SELECT and INSERT … SELECT (and every expression value position) remain on the text side throughout — by design and documented, not by omission. RETURNING / ON CONFLICT are not on this list: they are clauses over a statement whose literal VALUES still bind (§1/§2), and Phase 1 carries them.

7. Non-goals

  • A structural SELECT. Not now, not as a consequence of this ADR. Queries stay text. (If a future need ever forces SELECT toward an owned AST, that is its own ADR with its own justification — flagged as a watch-item, not a plan.)
  • A full typed SQL-expression AST. Expressions stay validated text; ADR-0031's "no Expr AST" stands. We do not impose the DSL's limited Expr on the SQL surface (that would regress ADR-0030 §4's full-surface guarantee).
  • Removing the verbatim path. It remains the executor for every expression and query position; this ADR narrows where it applies, it does not delete it.

Consequences

  • Advanced mode stops being a feedback-free zone for data values.

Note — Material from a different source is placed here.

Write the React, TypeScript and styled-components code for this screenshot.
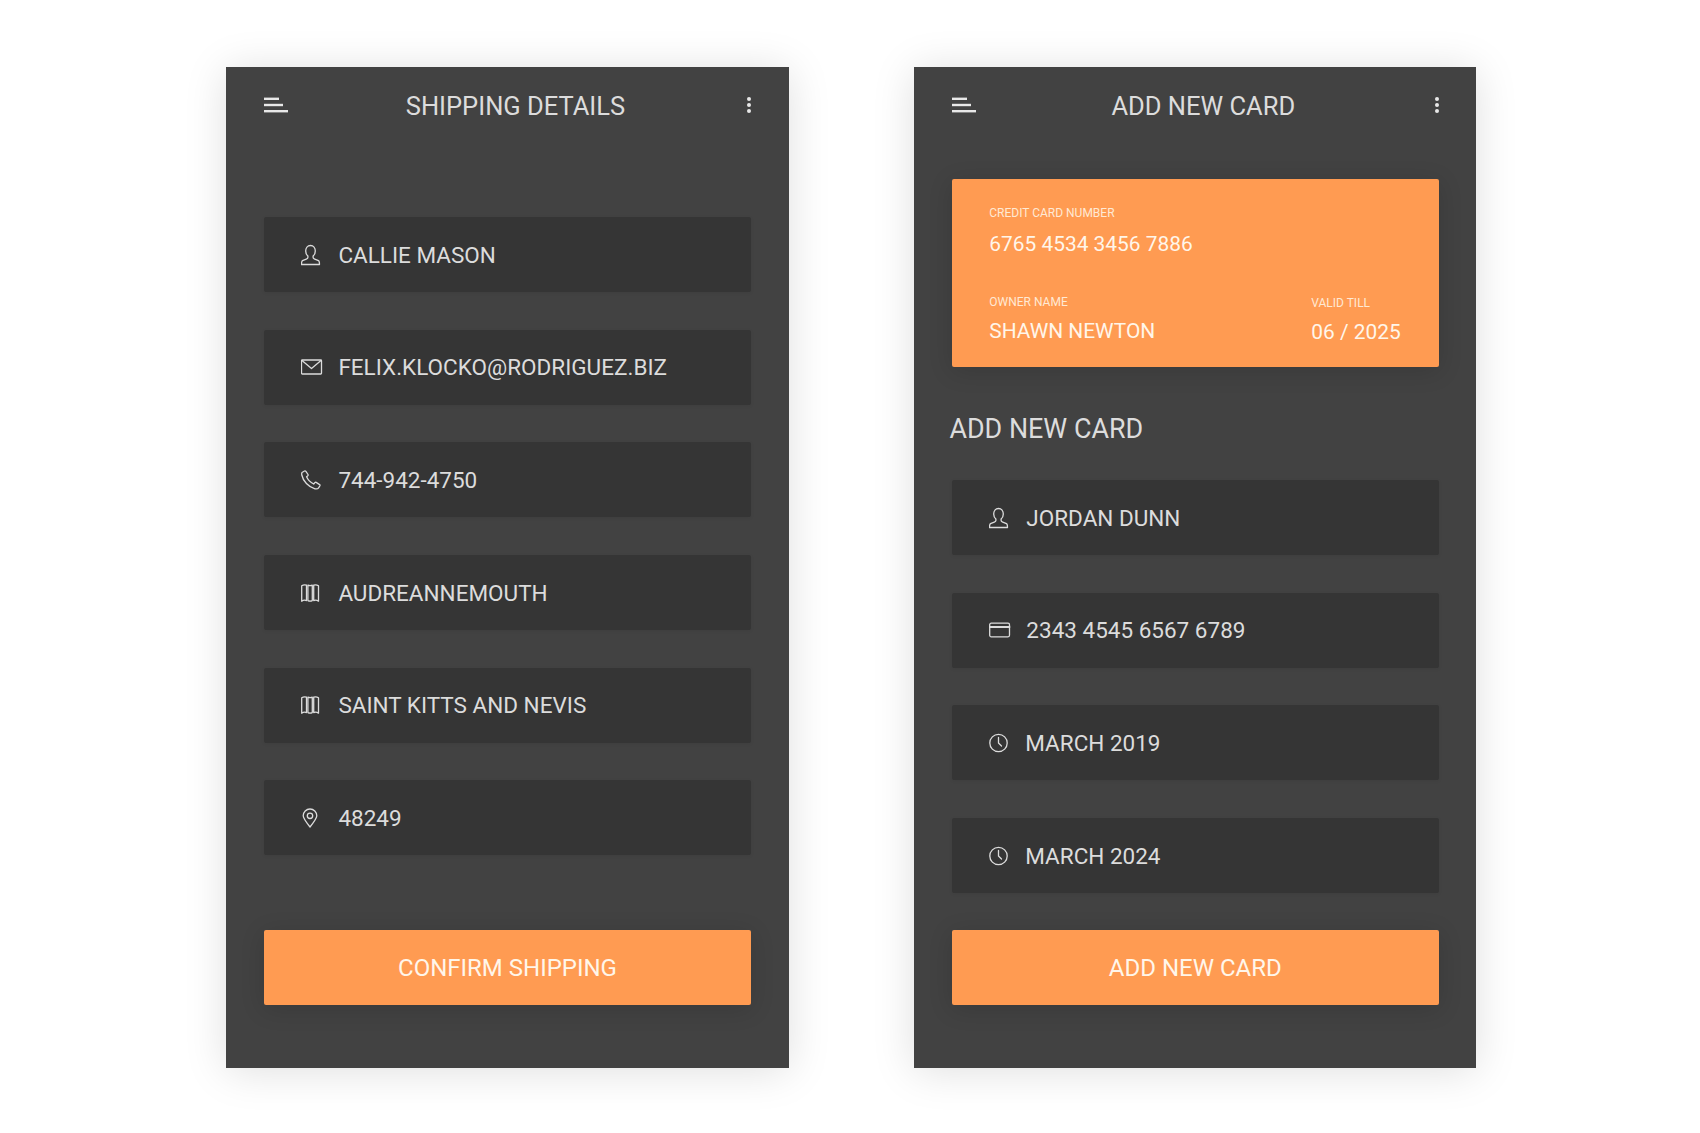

A learner typing a malformed date/shortid/int literal in a SQL INSERT gets the same catch-and-explain they get in simple mode.
  • One model, fewer paths. Literal DML converges on the DSL's proven parameter-binding execution; the two surfaces stop diverging on the case they share.
  • The full SQL expression + query surface is preserved, because expressions and SELECT are explicitly left on the text side. No regression to the advanced surface ADR-0030 §4 protects.
  • Rework, not rewrite. ADR-0033's Sql* command variants and the worker handlers stay; they gain typed-literal payloads and the literal execution path changes. Phased so each step is independently shippable and testable, with the existing ADR-0033 tests as the regression net.
  • A new seam to keep honest: the literal-vs-expression boundary in the grammar. It must be explicit and tested (a position that is a bare literal binds; a position that is any expression stays text; a signed numeric is a literal; NULL/true/false are literals), or it will drift.
  • Execution reconstruction is the load-bearing implementation challenge. A row mixing literals and expressions must be re-emitted as VALUES (?1, expr-text, ?2) — bound placeholders spliced with the original expression spans, with any RETURNING/ON CONFLICT tail re-appended. This is the strongest argument for the typed-slot grammar mechanism (§5): it yields per-position structure (slot → bind; sql_expr → text span) directly, whereas the post-parse pass must recover those spans itself. The existing shortid-autofill rewrite (plan_shortid_autofill) already does statement reconstruction with bound params + a preserved trailing clause, so the pattern is not new — but it must be got right or a literal silently becomes text.
  • Cost if we are wrong about SELECT. If a future requirement shows SELECT genuinely needs an owned AST, this ADR does not help with it — but nor does it obstruct it. The boundary chosen here (queries = text) is the current best line, taken with eyes open.

See also

  • ADR-0030 §4 — the execute-path split this ADR narrows for DML (the SELECT half stands).
  • ADR-0033 — the SQL DML grammar + the verbatim execution model this ADR amends for literal values.
  • ADR-0035 — the DDL precedent: structural, not verbatim ("verbatim was a DML convenience, not a rule").
  • ADR-0026 — the DSL's deliberately-limited Expr; not imposed on the SQL surface here.
  • ADR-0031 — sql_expr is validate-only (no Expr AST); unchanged.
  • ADR-0032 — SELECT feedback-from-walk; the proof that text-to-engine is right for queries.
  • ADR-0029 — the column type/constraint model the literal validators enforce.
  • ADR-0035 Amendment 1 (F2 follow-up) — the neutral "that value" safety net that remains correct for computed values.